The return of this automotive legend has spurred several aftermarket specialty houses to produce Firebird/Trans Am conversions of the new car. This is glaring evidence that the market for a Firebird resurrection was ripe for the picking and it was squandered for an ill-fated ideal.
The final blow came when GM brought the sedan version of the GTO to our shores under the moniker of G8. This solid performance sedan took the place of both the Grand Prix and the Bonneville (which in my view was one of the sexiest sedans ever built by any manufacturer.) The G8 suffered from the same identity crisis as the GTO, but at least it wasn’t bucking the nameplate of a Detroit legend. The lack of advertising and downward spiral of the market doomed this car before it ever had a chance.

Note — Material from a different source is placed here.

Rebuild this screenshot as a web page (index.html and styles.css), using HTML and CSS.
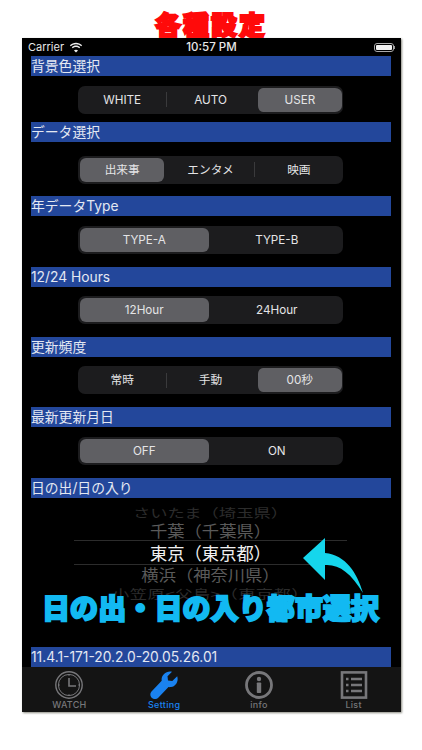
FILE: index.html
```html
<!DOCTYPE html>
<html lang="ja">
<head>
<meta charset="utf-8">
<title>各種設定</title>
<link rel="stylesheet" href="styles.css">
</head>
<body>
<h1 class="title">各種設定</h1>
<main class="phone">
  <div class="status">
    <div class="status-left">
      <span>Carrier</span>
      <svg class="wifi" viewBox="0 0 16 12"><path d="M8 2.2c2.3 0 4.4.9 6 2.4l1-1.1C13.1 1.7 10.700 .6 8 .6S2.900 1.700 1 3.500l1 1.100c1.600-1.500 3.700-2.400 6-2.400zM8 5.400c1.400 0 2.700.5 3.700 1.500l1.100-1.100C11.500 4.500 9.800 3.800 8 3.800s-3.500.7-4.800 2l1.100 1.100c1-1 2.300-1.500 3.700-1.500zM8 8.500c-.9 0-1.700.3-2.300.9L8 11.800l2.300-2.400c-.6-.6-1.400-.9-2.300-.9z" fill="#eee"/></svg>
    </div>
    <div class="status-time">10:57 PM</div>
    <div class="status-right"><span class="battery"><span class="battery-fill"></span></span><span class="battery-cap"></span></div>
  </div>

  <section class="section section-first">
    <h2 class="head">背景色選択</h2>
    <div class="seg">
      <span class="opt">WHITE</span><i class="sep"></i><span class="opt">AUTO</span><span class="opt on">USER</span>
    </div>
  </section>
  <section class="section section-wide">
    <h2 class="head">データ選択</h2>
    <div class="seg">
      <span class="opt on">出来事</span><span class="opt">エンタメ</span><i class="sep"></i><span class="opt">映画</span>
    </div>
  </section>
  <section class="section">
    <h2 class="head">年データType</h2>
    <div class="seg">
      <span class="opt on">TYPE-A</span><span class="opt">TYPE-B</span>
    </div>
  </section>
  <section class="section">
    <h2 class="head">12/24 Hours</h2>
    <div class="seg">
      <span class="opt on">12Hour</span><span class="opt">24Hour</span>
    </div>
  </section>
  <section class="section">
    <h2 class="head">更新頻度</h2>
    <div class="seg">
      <span class="opt">常時</span><i class="sep"></i><span class="opt">手動</span><span class="opt on">00秒</span>
    </div>
  </section>
  <section class="section section-last">
    <h2 class="head">最新更新月日</h2>
    <div class="seg">
      <span class="opt on">OFF</span><span class="opt">ON</span>
    </div>
  </section>
  <section class="picker-section">
    <h2 class="head">日の出/日の入り</h2>
    <div class="picker">
      <div class="row row-far row-a"><span>さいたま（埼玉県）</span></div>
      <div class="row row-near row-b"><span>千葉（千葉県）</span></div>
      <div class="row row-sel">東京（東京都）</div>
      <div class="row row-near row-c"><span>横浜（神奈川県）</span></div>
      <div class="row row-far row-d"><span>小笠原&lt;父島&gt;（東京都）</span></div>
    </div>
  </section>
  <div class="head">11.4.1-171-20.2.0-20.05.26.01</div>

  <nav class="tabbar">
    <div class="tab">
      <svg class="tab-icon" viewBox="0 0 28 28" fill="none" stroke="#77777a"><circle cx="14" cy="14" r="13.200" stroke-width="1.400"/><circle cx="14" cy="14" r="10.600" stroke-width="1"/><path d="M14 7v8h7" stroke-width="1.600"/><path d="M14 3.400v1.500M14 23.100v1.500M3.400 14h1.500M23.100 14h1.500" stroke-width="1"/></svg>
      <span>WATCH</span>
    </div>
    <div class="tab tab-on">
      <svg class="tab-icon" viewBox="0 0 28 28"><path fill="#1a82f0" d="M22 .8L17.500 5.200 18 9.500 22.300 10 27.200 5.200C28.800 10 26 15.500 21 16 20 16.200 19.300 16.200 18.500 16L8 27C5.500 29 1.500 28 .6 25 0 23 .5 21.500 2 20L11.700 9.800C10.800 4.500 16 -.6 22 .8Z"/></svg>
      <span>Setting</span>
    </div>
    <div class="tab">
      <svg class="tab-icon" viewBox="0 0 28 28"><circle cx="14" cy="14" r="12.500" fill="none" stroke="#77777a" stroke-width="2.800"/><circle cx="14" cy="8" r="2.200" fill="#77777a"/><rect x="11.800" y="11.500" width="4.400" height="10.500" rx=".8" fill="#77777a"/></svg>
      <span>info</span>
    </div>
    <div class="tab">
      <svg class="tab-icon" viewBox="0 0 28 28" fill="none" stroke="#77777a"><rect x="2" y="1.400" width="24" height="25.200" stroke-width="2.600"/><path d="M11 8h11M11 14h11M11 20h11" stroke-width="2.400"/><path d="M6 8h2.500M6 14h2.500M6 20h2.500" stroke-width="2.400"/></svg>
      <span>List</span>
    </div>
  </nav>

  <svg class="arrow" viewBox="0 0 70 62"><path fill="#15d6ec" d="M2 21 24 1V16C45 18 56 36 62 56 50 36 38 27 24 28V43Z"/></svg>
  <div class="banner">日の出・日の入り都市選択</div>
</main>
</body>
</html>
```
FILE: styles.css
```css
* { box-sizing: border-box; }
html, body { margin: 0; padding: 0; }
body {
  width: 422px;
  height: 750px;
  overflow: hidden;
  background: #fff;
  font-family: Inter, "Noto Sans CJK JP", sans-serif;
  color: #e6e8ee;
}
.title {
  margin: 0;
  height: 38px;
  padding-top: 10px;
  text-align: center;
  font-family: "Noto Sans CJK JP", sans-serif;
  font-size: 26px;
  line-height: 27px;
  font-weight: 900;
  color: #ff0a0a;
  -webkit-text-stroke: 2px #ff0a0a;
  letter-spacing: 2px;
}
.phone {
  position: relative;
  width: 379px;
  height: 674px;
  margin-left: 22px;
  background: #000;
  display: flex;
  flex-direction: column;
  box-shadow: 1px 1px 2px #8a8a80;
}
.status {
  height: 18px;
  display: grid;
  grid-template-columns: 1fr auto 1fr;
  align-items: center;
  padding: 0 6px;
  font-size: 11px;
  line-height: 14px;
  color: #e8e8e8;
}
.status-left { display: flex; align-items: center; gap: 5px; }
.wifi { width: 14px; height: 11px; }
.status-time {
  font-size: 11.500px;
  font-weight: 500;
}
.status-right { display: flex; align-items: center; justify-content: flex-end; }
.battery {
  width: 20px;
  height: 9px;
  border: 1px solid #aaa;
  border-radius: 3px;
  padding: 1px;
  display: block;
}
.battery-fill { display: block; height: 100%; background: #f2f2f2; border-radius: 1px; }
.battery-cap { width: 1px; height: 3px; background: #999; display: block; }
.head {
  margin: 0 10px 0 9px;
  height: 20px;
  background: #23479b;
  font-size: 13.800px;
  font-weight: 400;
  line-height: 21px;
  color: #e4e8f2;
  white-space: nowrap;
}
.section { padding-bottom: 12.900px; }
.section-first { padding-bottom: 8.500px; }
.section-last { padding-bottom: 13.100px; }
.section-wide { padding-bottom: 12.700px; }
.section-wide .seg { margin-top: 13.500px; }
.seg {
  margin: 9.500px 0 0 56px;
  width: 265px;
  height: 28px;
  background: #1c1c1e;
  border-radius: 7px;
  display: flex;
  align-items: center;
  font-size: 11.700px;
  color: #e4e4e6;
}
.opt {
  flex: 1 1 0;
  height: 28px;
  line-height: 24px;
  border: 2px solid transparent;
  text-align: center;
  border-radius: 8px;
  white-space: nowrap;
}
.opt.on { background: #5f5f63; background-clip: padding-box; }
.opt.on:last-child { border-left-width: 3px; border-right-width: 1px; }
.sep { width: 1px; height: 15px; margin: 0 -.5px; background: #3a3a3c; flex: none; }
.picker-section { height: 169px; }
.picker {
  height: 149px;
  padding-top: 7px;
  overflow: hidden;
}
.row {
  width: 273px;
  margin-left: 52px;
  text-align: center;
  font-family: "Noto Sans CJK JP", sans-serif;
  font-size: 17.300px;
  white-space: nowrap;
}
.row span { display: block; }
.row-far { color: #2c2c2c; height: 18px; line-height: 18px; }
.row-far span { transform: scaleY(.72); }
.row-near { color: #5a5a5a; height: 20px; line-height: 20px; }
.row-near span { transform: scaleY(.9); }
.row-a { height: 16px; line-height: 16px; }
.row-b { height: 19px; }
.row-c { height: 20px; }
.row-d { letter-spacing: .4px; }
.row-sel {
  height: 25px;
  line-height: 24px;
  color: #f0f0f0;
  border-top: 1px solid #2c2c2c;
  border-bottom: 1px solid #2c2c2c;
}
.tabbar {
  height: 45px;
  background: #141414;
  display: flex;
}
.tab {
  flex: 1 1 0;
  display: flex;
  flex-direction: column;
  align-items: center;
  padding-top: 4px;
  font-size: 9px;
  line-height: 11px;
  font-weight: 500;
  color: #77777a;
  letter-spacing: .3px;
}
.tab-on { color: #1a82f0; }
.tab-icon { width: 28px; height: 28px; display: block; }
.arrow {
  position: absolute;
  left: 279px;
  top: 499px;
  width: 70px;
  height: 62px;
}
.banner {
  position: absolute;
  left: 20px;
  top: 552px;
  white-space: nowrap;
  font-family: "Noto Sans CJK JP", sans-serif;
  font-size: 28px;
  line-height: 34px;
  font-weight: 900;
  letter-spacing: .1px;
  color: #12b9f2;
  -webkit-text-stroke: 2px #12b9f2;
}
```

Too little, too late for the powerful Aussie machine.
Evidently the staff at Pontiac division either rebelled or begged and pleaded for one last gasp of attitude before their impending demise. The Grand Prix GXP packed V8 power under its front wheel drive hood, and borrowed numerous styling cues from the fated Trans Am. The swan song of the G6 was also a GXP version that offered a “Street Edition” package that boasted a scooped hood, and a dramatic “hammerhead” rear spoiler. These additions mirrored the GXP-R racing machine that followed the GTO-R in the Rolex series.
Now with Pontiac dead and buried, General Motors has announced that it is free to add performance oriented vehicles to the Buick lineup. The first of these new sedans is a Opel transplant from Europe which will carry the Regal Grand Sport nameplate; another import to replace a domestic automotive standard. I wish them the best of luck.
Mr. Bob Lutz has had a tremendous career in the automotive world, and it is one that still continues today, but for being so instrumental in killing off a car division that has been so near to my heart for so much of my life, is a sin that I will find very hard to forgive.
Farewell Chief Pontiac, and all of your bold warriors as well, for your kind shall be sorely missed.